Erzieher sind keine ausgebildeten Lehrer

Überhaupt habe die Politik zwischen dem ersten und dem zweiten großen Lockdown wenig gelernt, beklagen die Erzieherinnen. Deshalb hat sich die Kinderarche jetzt mit einem Brief zu Wort gemeldet: „Die Stimmen für Kinder und Jugendliche sind in den letzten 14 Monaten leider oft nicht so laut geworden wie die mancher Virologen“, heißt es darin. Deshalb habe man die dringende Bitte, darüber nachzudenken, wie "wir Kinder und Jugendliche sicher und ohne Langzeitschäden durch diese Pandemie bringen“.

Zum Beispiel sei die personelle Ausstattung in der Jugendhilfe keineswegs ausreichend für eine 24-Stunden-Betreuung inklusive Homeschooling, betonen die Erzieherinnen. Denn normalerweise seien die Kinder ja bis Mittag in der Schule. Sophie Warsinke erklärt weiter: „Wir haben in unseren Gruppen Kinder aus unterschiedlichen Schulen und Klassenstufen. Aber wir sind keine ausgebildeten Lehrer und können nur in begrenztem Maß helfen."

Nur ein Computer für acht Schüler

Auch die technische Ausstattung sei nicht optimal für einen Lockdown. So mussten sich acht Schüler einen Computer für die digitale Lernzeit teilen, und Videokonferenzen können wegen der schlechten Internetverbindung stressig werden. „Jede Wohngruppe braucht wenigstens vier Computer oder Laptops“, sagt Franziska Bönke.

Welche Auswirkungen die Corona-Zeit auf die Entwicklung der Kinder und Jugendlichen hat, das bereitet der Leiterin vom „Haus Kleeblatt“ große Sorgen: „Unser Ziel sind selbstbewusste junge Menschen, die Verantwortung für ihr Leben übernehmen“, sagt sie. Und für die Gesellschaft. In der Corona-Pandemie sei den jungen Menschen jedoch jegliches Mitwirkungsrecht genommen worden.

Die Pandemie sei für die Kinder beängstigend, eine Dauer-Unsicherheit. „Es war und ist ein verstörendes Jahr für die jungen Leute in einer wichtigen Entwicklungsphase", schätzt Susan Gebhardt ein. „Sie wurden aus ihren vertrauten Strukturen in Schule und Freizeit gerissen und von Kontaktpersonen getrennt, die für sie wichtig sind.“

Da sind zum Beispiel die Mädchen, die ihre Reitlehrerin vermissen oder die Stunden bei der Malhexe in Kamenz. Für die Schulabgänger seien keine Betriebspraktika möglich gewesen und die Perspektiven unklar.

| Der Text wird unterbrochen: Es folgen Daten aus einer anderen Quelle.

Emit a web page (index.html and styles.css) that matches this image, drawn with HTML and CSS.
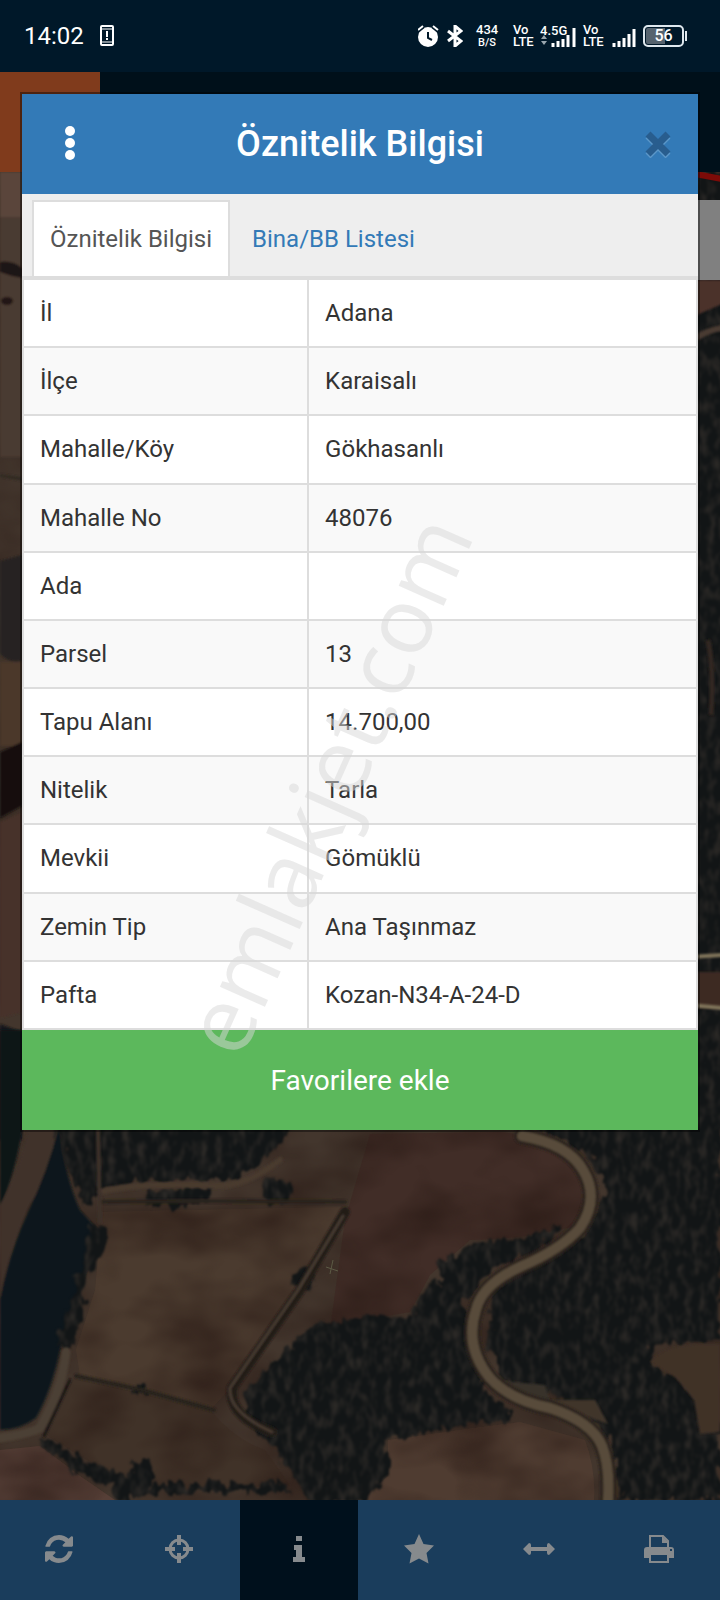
FILE: index.html
```html
<!DOCTYPE html>
<html lang="tr">
<head>
    <meta charset="UTF-8">
    <meta name="viewport" content="width=device-width, initial-scale=1.0">
    <title>Öznitelik Bilgisi</title>
    <link rel="stylesheet" href="styles.css">
</head>
<body>
    <!-- Harita -->
    <svg class="map" viewBox="0 0 720 1600" preserveAspectRatio="xMidYMid slice" aria-hidden="true">
        <defs>
            <filter id="trees" x="-5%" y="-5%" width="110%" height="110%" color-interpolation-filters="sRGB">
                <feTurbulence type="fractalNoise" baseFrequency="0.13 0.07" numOctaves="2" seed="4" result="noise"/>
                <feDisplacementMap in="SourceGraphic" in2="noise" scale="18" xChannelSelector="R" yChannelSelector="G" result="shape"/>
                <feColorMatrix in="noise" type="matrix" values="0 0 0 0 0.17  0 0 0 0 0.16  0 0 0 0 0.15  2.6 0 0 0 -1.1" result="light"/>
                <feComposite in="light" in2="shape" operator="in" result="crowns"/>
                <feMerge result="wood"><feMergeNode in="shape"/><feMergeNode in="crowns"/></feMerge>
                <feGaussianBlur in="wood" stdDeviation="0.8"/>
            </filter>
            <filter id="soil" x="0" y="0" width="100%" height="100%" color-interpolation-filters="sRGB">
                <feTurbulence type="fractalNoise" baseFrequency="0.012 0.02" numOctaves="3" seed="9" result="noise"/>
                <feColorMatrix in="noise" type="matrix" values="0 0 0 0 0.16  0 0 0 0 0.10  0 0 0 0 0.08  1.3 0 0 0 -0.45" result="dark"/>
                <feComposite in="dark" in2="SourceGraphic" operator="in" result="patches"/>
                <feMerge><feMergeNode in="SourceGraphic"/><feMergeNode in="patches"/></feMerge>
            </filter>
            <filter id="soft"><feGaussianBlur stdDeviation="1"/></filter>
        </defs>

        <rect width="720" height="1600" fill="#43362d" filter="url(#soil)"/>

        <!-- sol kenar -->
        <g filter="url(#soft)">
            <path d="M0 172h22v45H0z" fill="#5a443b"/>
            <path d="M0 217h22v240H0z" fill="#4a3a30"/>
            <path d="M0 262q12-2 22 6v10q-12-2-22-6z" fill="#1d1715"/>
            <ellipse cx="7" cy="301" rx="6" ry="4" fill="#211815"/>
            <path d="M0 474l22 3v4l-22-4z" fill="#302b22"/>
            <path d="M0 561l22-6v105q-10 5-22-6z" fill="#262320"/>
            <path d="M0 662h22v84H0z" fill="#4b372c"/>
            <path d="M0 752l22-10v64l-22 12z" fill="#13110e"/>
            <path d="M0 822l22-10v200l-22 6z" fill="#473229"/>
            <path d="M0 1024l22 8v108H0z" fill="#14191a"/>
        </g>

        <!-- su -->
        <g filter="url(#soft)">
            <path d="M0 1030H30Q28 1150 0 1206z" fill="#101416"/>
            <path d="M28 1130H56Q52 1175 30 1204Q8 1250 0 1300V1205Q20 1170 28 1130z" fill="#3f3329"/>
            <path d="M60 1130Q66 1180 80 1210L100 1232Q88 1270 72 1310L60 1350Q52 1390 36 1418Q20 1430 0 1430V1300Q10 1250 28 1212Q48 1170 58 1130z" fill="#0d191c"/>
        </g>

        <!-- tarlalar -->
        <g filter="url(#soil)">
            <path d="M102 1212L345 1207L342 1220L300 1286L228 1390L212 1408L80 1376L76 1350L95 1290z" fill="#4b3b2f"/>
            <path d="M74 1378L210 1410Q235 1440 265 1450L290 1485L180 1490L110 1474L48 1436z" fill="#403228"/>
            <path d="M0 1450L40 1446L80 1476L115 1500H0z" fill="#563f37"/>
            <path d="M370 1134L500 1132Q570 1140 586 1170Q596 1200 575 1226Q520 1240 470 1240L430 1275L410 1312L375 1318L330 1330L345 1220z" fill="#412d27"/>
            <path d="M388 1440L520 1422L585 1440Q596 1470 594 1500H360L388 1476z" fill="#4f3c31"/>
        </g>

        <!-- ormanlar -->
        <g fill="#121516" filter="url(#trees)">
            <path d="M55 1125L290 1125L275 1150L238 1178L140 1182L100 1190L86 1205L72 1180z"/>
            <path d="M145 1192L210 1186L212 1202L148 1208z"/>
            <ellipse cx="278" cy="1191" rx="15" ry="14"/>
            <ellipse cx="303" cy="1280" rx="12" ry="11"/>
            <ellipse cx="141" cy="1389" rx="7" ry="5"/>
            <path d="M92 1225L106 1228L104 1250L88 1280L74 1345L58 1344L70 1305z"/>
            <path d="M40 1440L56 1442L90 1466L128 1474L134 1460L152 1460L152 1484L285 1484L290 1492L152 1492L118 1502L112 1486L72 1470z"/>
            <path d="M310 1328L370 1315L412 1318L430 1282L460 1290L466 1330L485 1392L510 1410L510 1420L430 1430L386 1440L388 1476L360 1502H310L285 1460L245 1418L245 1392L270 1366z"/>
            <path d="M470 1244L520 1238L562 1226L540 1250L490 1270L468 1300L440 1290L440 1262z"/>
            <path d="M500 1125H720V1340L650 1345L655 1365L700 1400L720 1430V1500H620L612 1450L596 1418L560 1398L502 1382L488 1340L494 1290L520 1268L590 1230L606 1190L592 1156L550 1132z"/>
            <path d="M690 172h40v960h-40z"/>
        </g>

        <!-- ağaçsız alanlar -->
        <g filter="url(#soft)">
            <path d="M650 1362Q664 1342 720 1344V1432L700 1434L694 1400L676 1378z" fill="#3f3026"/>
            <path d="M690 280h32v24l-32 14z" fill="#4b3129"/>
            <path d="M690 972h32v36h-32z" fill="#3d2b24"/>
            <path d="M696 338q12-8 26-10" fill="none" stroke="#493a32" stroke-width="6"/>
            <path d="M708 640q6 30 3 75" fill="none" stroke="#302720" stroke-width="5"/>
            <path d="M550 1400L595 1400L608 1424L570 1410z" fill="#41342b"/>
            <path d="M490 1380L545 1385L550 1402L510 1398z" fill="#38322a"/>
        </g>

        <!-- yollar -->
        <g fill="none" stroke-linecap="round" filter="url(#soft)">
            <path d="M522 1136Q568 1144 583 1170Q600 1198 580 1228Q560 1250 522 1266Q482 1284 476 1310Q464 1346 490 1378Q510 1400 550 1408Q592 1422 602 1446Q610 1466 608 1500" stroke="#2b241f" stroke-width="16"/>
            <path d="M522 1136Q568 1144 583 1170Q600 1198 580 1228Q560 1250 522 1266Q482 1284 476 1310Q464 1346 490 1378Q510 1400 550 1408Q592 1422 602 1446Q610 1466 608 1500" stroke="#584b3b" stroke-width="10"/>
            <path d="M345 1212L300 1290L232 1388Q228 1416 272 1432" stroke="#211c18" stroke-width="10"/>
            <path d="M343 1216L298 1290L230 1388Q228 1412 272 1432" stroke="#463a32" stroke-width="3"/>
            <path d="M100 1202Q180 1200 345 1202" stroke="#29241c" stroke-width="4"/>
            <path d="M100 1192Q140 1182 220 1186Q250 1184 280 1160" stroke="#483a2f" stroke-width="6"/>
            <path d="M98 1130L100 1222" stroke="#3d302a" stroke-width="4"/>
            <path d="M76 1376L142 1390L214 1410" stroke="#27211a" stroke-width="4"/>
            <path d="M0 1438Q28 1434 40 1428Q62 1390 66 1352" stroke="#4b3f34" stroke-width="9"/>
            <path d="M44 1436L70 1380" stroke="#1a1613" stroke-width="3"/>
            <path d="M690 957l32-2" stroke="#80745a" stroke-width="4"/>
            <path d="M690 1005l32 3" stroke="#80745a" stroke-width="4"/>
        </g>
        <path d="M326 1267l12 4M333 1260l-3 14" stroke="#5c5a45" stroke-width="1"/>
        <path d="M690 173l32 6" stroke="#7c0b08" stroke-width="6"/>
        <rect x="600" y="200" width="120" height="80" fill="#808080"/>
    </svg>

    <div class="app-header"><div class="app-logo"></div></div>

    <!-- Durum çubuğu -->
    <div class="status-bar">
        <span class="clock">14:02</span>
        <svg class="notice" width="14" height="22" viewBox="0 0 14 22">
            <rect x="1" y="1" width="12" height="19" rx="1" fill="none" stroke="#fff" stroke-width="2"/>
            <path d="M1 4h12M1 17h12" stroke="#fff" stroke-width="1"/>
            <path d="M7 6v6M7 13v2" stroke="#fff" stroke-width="2"/>
        </svg>

        <div class="status-right">
            <svg width="22" height="22" viewBox="0 0 22 22">
                <circle cx="10" cy="12" r="10" fill="#fff"/>
                <path d="M0 5l5-4M20 5l-5-4" stroke="#001829" stroke-width="5"/>
                <path d="M0 5l5-4M20 5l-5-4" stroke="#fff" stroke-width="2"/>
                <path d="M10 7v6l4 2" fill="none" stroke="#001829" stroke-width="2"/>
            </svg>
            <svg class="bluetooth" width="16" height="22" viewBox="0 0 16 22">
                <path d="M1 6l13 10-6 5V1l6 5L1 16" fill="none" stroke="#fff" stroke-width="3"/>
            </svg>
            <div class="speed">434<br><small>B/S</small></div>
            <div class="volte">Vo<br>LTE</div>
            <svg width="36" height="24" viewBox="0 0 36 24">
                <text x="0" y="11" class="net">4.5G</text>
                <path d="M1 15l3-4 3 4zM1 17l3 4 3-4z" fill="#9ba7af"/>
                <path d="M13 23v-4M18 23v-6M23 23v-8M28 23V11M34 23V4" stroke="#fff" stroke-width="3"/>
            </svg>
            <div class="volte">Vo<br>LTE</div>
            <svg width="26" height="24" viewBox="0 0 26 24">
                <path d="M4 23v-4M9 23v-6M14 23v-9M19 23V10M24 23V5" stroke="#fff" stroke-width="3"/>
            </svg>
            <div class="battery">56</div>
        </div>
    </div>

    <!-- Pencere -->
    <div class="modal">
        <div class="modal-header">
            <button type="button" class="menu" aria-label="Menü">
                <svg width="10" height="36" viewBox="0 0 10 36" fill="#fff">
                    <circle cx="5" cy="5" r="5"/><circle cx="5" cy="17" r="5"/><circle cx="5" cy="29" r="5"/>
                </svg>
            </button>
            <h1>Öznitelik Bilgisi</h1>
            <button type="button" class="close" aria-label="Kapat">
                <svg width="26" height="28" viewBox="0 0 26 28" fill="none" stroke-width="7">
                    <path d="M3 6l20 20M23 6L3 26" stroke="#5b97c9"/>
                    <path d="M3 4l20 20M23 4L3 24" stroke="#285d8e"/>
                </svg>
            </button>
        </div>

        <div class="tabs">
            <a href="#oznitelik" class="active">Öznitelik Bilgisi</a>
            <a href="#bina">Bina/BB Listesi</a>
        </div>

        <table>
            <tr><th scope="row">İl</th><td>Adana</td></tr>
            <tr><th scope="row">İlçe</th><td>Karaisalı</td></tr>
            <tr><th scope="row">Mahalle/Köy</th><td>Gökhasanlı</td></tr>
            <tr><th scope="row">Mahalle No</th><td>48076</td></tr>
            <tr><th scope="row">Ada</th><td></td></tr>
            <tr><th scope="row">Parsel</th><td>13</td></tr>
            <tr><th scope="row">Tapu Alanı</th><td>14.700,00</td></tr>
            <tr><th scope="row">Nitelik</th><td>Tarla</td></tr>
            <tr><th scope="row">Mevkii</th><td>Gömüklü</td></tr>
            <tr><th scope="row">Zemin Tip</th><td>Ana Taşınmaz</td></tr>
            <tr><th scope="row">Pafta</th><td>Kozan-N34-A-24-D</td></tr>
        </table>

        <button type="button" class="favorite">Favorilere ekle</button>
        <div class="watermark">emlakjet.com</div>
    </div>

    <!-- Alt menü -->
    <nav class="toolbar">
        <button type="button" aria-label="Yenile">
            <svg width="28" height="28" viewBox="0 0 1536 1536"><path d="M1511 928q0 5-1 7-64 268-268 434.500T764 1536q-146 0-282.500-55T238 1324l-129 129q-19 19-45 19t-45-19-19-45V960q0-26 19-45t45-19h448q26 0 45 19t19 45-19 45l-137 137q71 66 161 102t187 36q134 0 250-65t186-179q11-17 53-117 8-23 30-23h192q13 0 22.500 9.500t9.500 22.500zm25-800v448q0 26-19 45t-45 19h-448q-26 0-45-19t-19-45 19-45l138-138Q969 256 768 256q-134 0-250 65T332 500q-11 17-53 117-8 23-30 23H50q-13 0-22.500-9.500T18 608v-7q65-268 270-434.500T768 0q146 0 284 55.500T1297 212l130-129q19-19 45-19t45 19 19 45z"/></svg>
        </button>
        <button type="button" aria-label="Konum">
            <svg width="28" height="28" viewBox="0 0 28 28">
                <circle cx="14" cy="14" r="9" fill="none" stroke="#868a8d" stroke-width="3"/>
                <path d="M12 0h4v10h-4zM12 18h4v10h-4zM0 12h10v4H0zM18 12h10v4H18z"/>
            </svg>
        </button>
        <button type="button" class="active" aria-label="Bilgi">
            <svg width="12" height="26" viewBox="0 0 12 26"><path d="M3 0h6v5H3zM1 9h8v12h3v5H0v-5h3v-7H1z" stroke-linejoin="round"/></svg>
        </button>
        <button type="button" aria-label="Favoriler">
            <svg width="30" height="30" viewBox="0 0 30 30"><path d="M15 0l4.500 10 10.500 1.500-7.500 7.500 2 10.500-9.500-5-9.500 5 2-10.500L0 11.500 10.500 10z"/></svg>
        </button>
        <button type="button" aria-label="Ölçüm">
            <svg width="32" height="14" viewBox="0 0 32 14"><path d="M0 7l6-6q2 0 2 2v2h16V3q0-2 2-2l6 6-6 6q-2 0-2-2V9H8v2q0 2-2 2z"/></svg>
        </button>
        <button type="button" aria-label="Yazdır">
            <svg width="30" height="28" viewBox="0 0 30 28">
                <path d="M6 14V1h13l5 5v8" fill="none" stroke="#868a8d" stroke-width="2"/>
                <path d="M18 1v7h7z"/>
                <path fill-rule="evenodd" d="M0 23v-8q0-3 3-3h24q3 0 3 3v8h-5v5H5v-5zm7-3v6h16v-6zM26 14h2v2h-2z"/>
            </svg>
        </button>
    </nav>
</body>
</html>
```
FILE: styles.css
```css
* {
    box-sizing: border-box;
}

body {
    position: relative;
    display: flex;
    flex-direction: column;
    min-height: 100vh;
    margin: 0;
    font-family: Roboto, "Liberation Sans", sans-serif;
    font-size: 24px;
    color: #333;
    background: #2b231e;
    overflow-x: hidden;
}

button {
    font-family: inherit;
    border: none;
    padding: 0;
    cursor: pointer;
}

/* Arka plan */
.map {
    position: absolute;
    top: 0;
    left: 0;
    width: 100%;
    height: 100%;
}

.app-header {
    position: absolute;
    top: 72px;
    left: 0;
    width: 100%;
    height: 100px;
    background: #00101a;
}

.app-logo {
    width: 100px;
    height: 100%;
    background: #803b1c;
}

/* Durum çubuğu */
.status-bar {
    position: relative;
    display: flex;
    align-items: center;
    height: 72px;
    padding: 0 32px 0 24px;
    background: #001829;
    color: #fff;
}

.clock {
    font-size: 24px;
}

.notice {
    margin-left: 16px;
}

.status-right {
    display: flex;
    align-items: center;
    gap: 7px;
    margin-left: auto;
}

.bluetooth {
    margin-right: 6px;
}

.speed,
.volte {
    width: 20px;
    font-size: 13px;
    font-weight: 500;
    line-height: 12px;
}

.speed {
    width: 22px;
    margin-right: 8px;
    text-align: center;
}

.speed small {
    font-size: 11px;
}

.net {
    font-size: 13px;
    font-weight: 500;
    fill: #fff;
}

.battery {
    position: relative;
    width: 41px;
    height: 22px;
    margin-right: 4px;
    border: 2px solid #dfe8ee;
    border-radius: 5px;
    background: linear-gradient(90deg, #56636e 55%, #001829 55%);
    box-shadow: inset 0 0 0 1px #001829;
    font-size: 16px;
    font-weight: 500;
    line-height: 18px;
    text-align: center;
}

.battery::after {
    content: "";
    position: absolute;
    top: 4px;
    right: -5px;
    width: 2px;
    height: 10px;
    background: #dfe8ee;
}

/* Pencere */
.modal {
    position: relative;
    margin: 22px;
    background: #fff;
    box-shadow: 0 0 0 2px rgba(0, 0, 0, 0.4);
}

.modal-header {
    display: flex;
    align-items: center;
    justify-content: space-between;
    height: 100px;
    padding: 0 27px 0 43px;
    background: #337ab7;
}

.modal-header button {
    display: flex;
    background: none;
}

.modal-header h1 {
    margin: 0;
    font-size: 36px;
    font-weight: 500;
    color: #fff;
}

.tabs {
    display: flex;
    gap: 4px;
    padding: 6px 10px 0;
    background: #eee;
    border-bottom: 2px solid #ddd;
}

.tabs a {
    padding: 23px 16px;
    border: 2px solid transparent;
    border-bottom: none;
    line-height: 28px;
    color: #337ab7;
    text-decoration: none;
}

.tabs a.active {
    border-color: #ddd;
    background: #fff;
    color: #555;
}

table {
    width: 100%;
    height: 47vh;
    border-collapse: collapse;
}

th,
td {
    padding: 0 16px;
    border: 2px solid #ddd;
    font-weight: 400;
    text-align: left;
}

th {
    width: 42.3%;
}

tr:nth-child(even) {
    background: #f9f9f9;
}

.favorite {
    display: block;
    width: 100%;
    height: 100px;
    background: #5cb85c;
    color: #fff;
    font-size: 28px;
}

.watermark {
    position: absolute;
    top: 55%;
    left: 45%;
    font-family: "Open Sans", sans-serif;
    font-size: 92px;
    line-height: 120px;
    color: rgba(215, 215, 215, 0.5);
    transform: translate(-50%, 50%) rotate(-66deg);
    pointer-events: none;
}

/* Alt menü */
.toolbar {
    position: relative;
    display: flex;
    height: 100px;
    margin-top: auto;
    background: #1a3d5c;
}

.toolbar button {
    display: flex;
    flex: 1;
    align-items: center;
    justify-content: center;
    padding-bottom: 2px;
    border-right: 2px solid #1a3d5c;
    background: none;
}

.toolbar button.active {
    background: #00101c;
}

.toolbar svg {
    fill: #868a8d;
}
```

Durch Corona viel Traurigkeit und Resignation

„Wir erleben viel Traurigkeit und Resignation, die Kinder ziehen sich zurück, sind zu fast nichts mehr zu bewegen“, beschreibt Franziska Bönke die Situation. So steige auch die Zahl der Kinder und Jugendlichen mit psychischen Problemen. Sollte es zu einer nächsten Welle kommen, müsse es dringend andere Lösungen geben. Schul- und Kitaschließungen müssten verhindert werden.

Nach überstandener Quarantäne und weiteren Lockerungen können die Mädchen und Jungen vom Kleeblatt das Leben jetzt zumindest wieder ein bisschen mehr genießen. Die Erzieherinnen haben sich deshalb für den ersten Tag nach der Quarantäne noch etwas Besonderes einfallen lassen: einen Ausflug zu McDonalds. Bei dieser Nachricht zieht dann auch in Pandemiezeiten ein fröhliches Lächeln über die Gesichter von Jason, Natascha und Michelle.